Type Conference Paper - 6th Conference on Chinese Economy, CERDI-IDREC, Clermont-Ferrand, France, Oct
Title Assimilation or Disassimilation?—The Labour Market Performance of Rural Migrants in Chinese Cities
Author(s)
Publication (Day/Month/Year) 2007
URL http://cerdi.org/uploads/sfCmsContent/html/203/Zhang_Meng.pdf
Abstract
Although significant earnings differentials between urban residents and rural migrants in Chinese
cities have been revealed in many studies with single cross-sectional data, it is still not clear
how the wage gap between the two groups of workers evolves over time. To fill the research gap,
this paper uses a dynamic wage decomposition method and an economic assimilation model with
repeated cross-sectional data from China Income Distribution Survey 1999 and 2002 to investigate
changes in wage gap between urban residents and rural migrants from a dynamic perspective, and
to explore the wage assimilation for new rural migrants towards their urban counterparts and its
determinants in Chinese cities. Two technique problems associated with an economic assimilation
model are solved: the lack of common support and identification problems.

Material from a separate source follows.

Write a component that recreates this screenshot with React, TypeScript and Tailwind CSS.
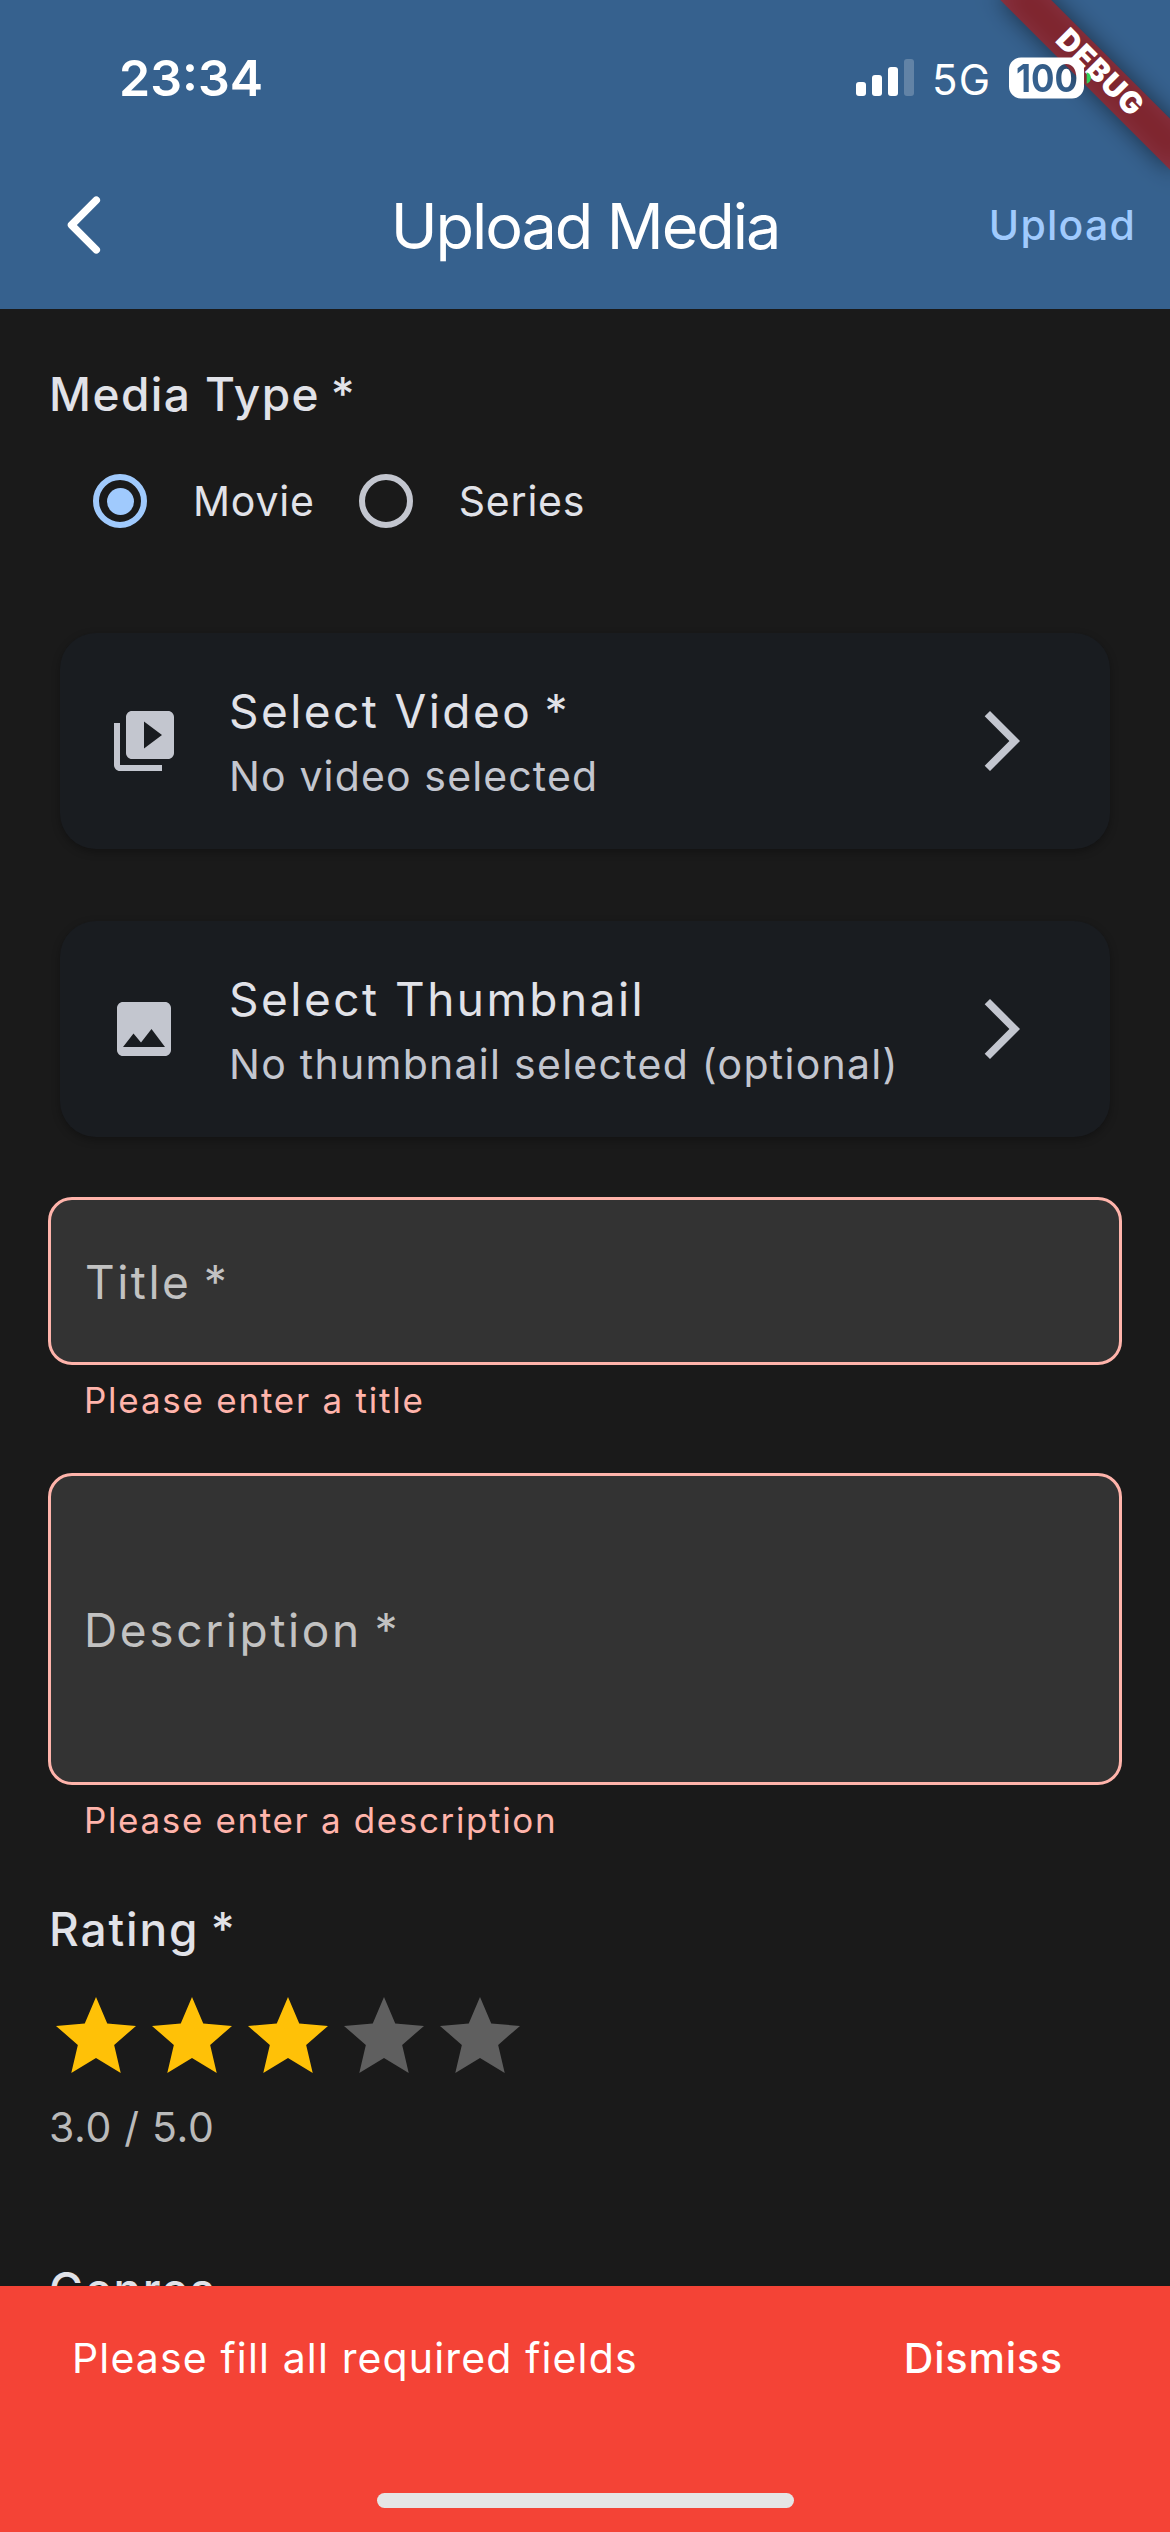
import type { ReactNode } from "react";

function StatusBar() {
  return (
    <div className="relative z-20 flex h-[141px] items-center pt-[15px] pl-[119px] text-white">
      <span className="w-[737px] text-[50px] leading-[60px] font-semibold">23:34</span>
      <svg width="58" height="38" viewBox="0 0 58 38" fill="currentColor">
        <rect x="0" y="23" width="10" height="14" rx="3" />
        <rect x="16" y="16" width="10" height="21" rx="3" />
        <rect x="32" y="8" width="10" height="29" rx="3" />
        <rect x="48" y="0" width="10" height="37" rx="3" opacity="0.22" />
      </svg>
      <span className="ml-[18px] w-[77px] pt-[3px] text-[42px] leading-[50px] tracking-[1.2px]">5G</span>
      <svg width="84" height="42" viewBox="0 0 84 42">
        <mask id="battery-level">
          <rect width="84" height="42" fill="white" />
          <text
            x="7"
            y="34.5"
            fill="black"
            textLength="62"
            lengthAdjust="spacingAndGlyphs"
            className="font-['Inter'] text-[38px] font-bold"
          >
            100
          </text>
        </mask>
        <rect x="0" y="0.5" width="75" height="41" rx="12" fill="white" mask="url(#battery-level)" />
        <path d="M77.7 15.2c2.7 1 4.2 3.2 4.2 5.8s-1.5 4.8-4.2 5.8z" fill="#30d158" />
      </svg>
    </div>
  );
}

function DebugBanner() {
  return (
    <div className="pointer-events-none absolute top-0 right-0 z-10 h-[220px] w-[220px] overflow-hidden">
      <div className="absolute top-0 left-[220px] h-0 w-0 rotate-45">
        <div className="absolute top-[84px] left-[-120px] h-[36px] w-[240px] bg-black/50 blur-[12px]" />
        <div className="absolute top-[84px] left-[-120px] flex h-[36px] w-[240px] items-center justify-center bg-[#b71c1c]/63">
          <span className="relative -top-[2px] left-[2px] text-[30px] leading-[30px] font-black tracking-[1px] text-white">DEBUG</span>
        </div>
      </div>
    </div>
  );
}

function Header() {
  return (
    <header className="h-[309px] shrink-0 bg-[#36618e]">
      <StatusBar />
      <div className="relative flex h-[168px] items-center justify-between pr-[34px] pl-[64px]">
        <svg width="40" height="64" viewBox="0 0 40 64" fill="none" stroke="white" strokeWidth="7.5" strokeLinecap="round" strokeLinejoin="round">
          <path d="M32.3 7.2 7.5 32l24.8 24.8" />
        </svg>
        <h1 className="absolute inset-x-0 pt-[2px] text-center text-[63px] leading-[80px] tracking-[-2.1px] text-white">Upload Media</h1>
        <button className="relative text-[41px] leading-[60px] font-medium tracking-[1.23px] text-[#a0cafd]">Upload</button>
      </div>
    </header>
  );
}

/* Asterisk marking a required field, set slightly closer to its label. */
function Required() {
  return <span className="-ml-[3px]">*</span>;
}

function Radio({ label, checked }: { label: string; checked?: boolean }) {
  return (
    <label className="flex items-center gap-[46px]">
      <span
        className={
          checked
            ? "flex size-[54px] items-center justify-center rounded-full border-6 border-[#a0cafd]"
            : "flex size-[54px] items-center justify-center rounded-full border-6 border-[#c3c6cf]"
        }
      >
        {checked && <span className="size-[27px] rounded-full bg-[#a0cafd]" />}
      </span>
      <span className="text-[41px] leading-[60px] tracking-[0.8px]">{label}</span>
    </label>
  );
}

function PickerCard({ icon, title, subtitle }: { icon: ReactNode; title: ReactNode; subtitle: ReactNode }) {
  return (
    <div className="mx-[12px] flex h-[216px] items-center rounded-[36px] bg-[#191c20] pr-[72px] pl-[48px] text-[#c3c6cf] shadow-[0_3px_9px_rgba(0,0,0,0.3)]">
      <svg width="72" height="72" viewBox="0 0 24 24" fill="currentColor">
        {icon}
      </svg>
      <div className="ml-[49px] flex-1 pt-[5px] whitespace-nowrap">
        {title}
        {subtitle}
      </div>
      <svg width="72" height="72" viewBox="0 0 24 24" fill="currentColor">
        <path d="M6.23 20.23 8 22l10-10L8 2 6.23 3.77 14.46 12z" />
      </svg>
    </div>
  );
}

function Star({ filled }: { filled: boolean }) {
  return (
    <svg width="96" height="96" viewBox="0 0 24 24" className={filled ? "fill-[#ffc107]" : "fill-[#5f5f5f]"}>
      <path d="M12 17.27 18.18 21l-1.64-7.03L22 9.24l-7.19-.61L12 2 9.19 8.63 2 9.24l5.46 4.73L5.82 21z" />
    </svg>
  );
}

export default function App() {
  return (
    <div className="relative flex h-[2532px] w-[1170px] flex-col overflow-hidden bg-[#1a1a1a] font-['Inter',sans-serif] text-[#e1e2e8]">
      <Header />
      <DebugBanner />

      <main className="min-h-0 flex-1 overflow-hidden px-[48px] pt-[48px]">
        <h2 className="pl-px text-[46px] leading-[75px] font-medium tracking-[1.45px]">
          Media Type <Required />
        </h2>
        <div className="flex h-[138px] items-center gap-[44px] pl-[45px]">
          <Radio label="Movie" checked />
          <Radio label="Series" />
        </div>

        <div className="mt-[63px] flex flex-col gap-[72px]">
          <PickerCard
            icon={
              <path d="M4 6H2v14c0 1.1.9 2 2 2h14v-2H4V6zm16-4H8c-1.1 0-2 .9-2 2v12c0 1.1.9 2 2 2h12c1.1 0 2-.9 2-2V4c0-1.1-.9-2-2-2zm-8 12.5v-9l6 4.5-6 4.5z" />
            }
            title={
              <div className="text-[46px] leading-[66px] tracking-[2.43px] text-[#e1e2e8]">
                Select Video <Required />
              </div>
            }
            subtitle={<div className="text-[41px] leading-[65px] tracking-[1.14px]">No video selected</div>}
          />
          <PickerCard
            icon={
              <path d="M21 19V5c0-1.1-.9-2-2-2H5c-1.1 0-2 .9-2 2v14c0 1.1.9 2 2 2h14c1.1 0 2-.9 2-2zM8.5 13.5l2.5 3.01L14.5 12l4.5 6H5l3.5-4.5z" />
            }
            title={<div className="text-[46px] leading-[66px] tracking-[2.49px] text-[#e1e2e8]">Select Thumbnail</div>}
            subtitle={<div className="text-[41px] leading-[65px] tracking-[1.27px]">No thumbnail selected (optional)</div>}
          />
        </div>

        <div className="mt-[60px] flex h-[168px] items-center rounded-[24px] border-3 border-[#ffb4ab] bg-[#333333] pt-[2px] pl-[34px] text-[46px] tracking-[2.5px] text-[#c2c2c2]">
          <span>
            Title <Required />
          </span>
        </div>
        <p className="mt-[13px] pl-[36px] text-[35px] leading-[45px] tracking-[1.77px] text-[#ffb4ab]">Please enter a title</p>

        <div className="mt-[50px] flex h-[312px] items-center rounded-[24px] border-3 border-[#ffb4ab] bg-[#333333] pt-[2px] pl-[33px] text-[46px] tracking-[2.64px] text-[#c2c2c2]">
          <span>
            Description <Required />
          </span>
        </div>
        <p className="mt-[13px] pl-[36px] text-[35px] leading-[45px] tracking-[1.64px] text-[#ffb4ab]">Please enter a description</p>

        <h2 className="mt-[49px] pl-px text-[46px] leading-[75px] font-medium tracking-[1.9px]">
          Rating <Required />
        </h2>
        <div className="mt-[22px] flex">
          {[1, 2, 3, 4, 5].map((n) => (
            <Star key={n} filled={n <= 3} />
          ))}
        </div>
        <p className="mt-[11px] pl-px text-[41px] leading-[63px] tracking-[0.7px] text-[#bababa]">3.0 / 5.0</p>

        <h2 className="mt-[93px] pl-px text-[46px] leading-[75px] font-medium tracking-[1.54px]">Genres</h2>
      </main>

      <footer className="flex h-[246px] shrink-0 flex-col items-center justify-between bg-[#f44336] pb-[24px] text-[41px] leading-[60px] text-white">
        <div className="flex h-[144px] w-full items-center justify-between pr-[107px] pl-[72px]">
          <span className="tracking-[1.14px]">Please fill all required fields</span>
          <button className="font-medium tracking-[0.91px]">Dismiss</button>
        </div>
        <div className="h-[15px] w-[417px] rounded-full bg-[#e5e5e5]" />
      </footer>
    </div>
  );
}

Two interesting results are found. First, there is a growing wage gap between rural migrants
and urban residents across the two surveyed years, mainly caused by the decline in the rate of
return to education for rural migrants. Second, rural migrants’ wages may generally assimilate to
those of their urban counterparts, but well-educated rural migrants and those residing in capital
cities (i.e., large cities) seem to have no significant advantage in the assimilation process. Both
findings imply the current institutional arrangements in the China’s urban labour market tend to
favour less-educated rural migrants, which in turn may restrict new rural migrants from investing
more in their human capital.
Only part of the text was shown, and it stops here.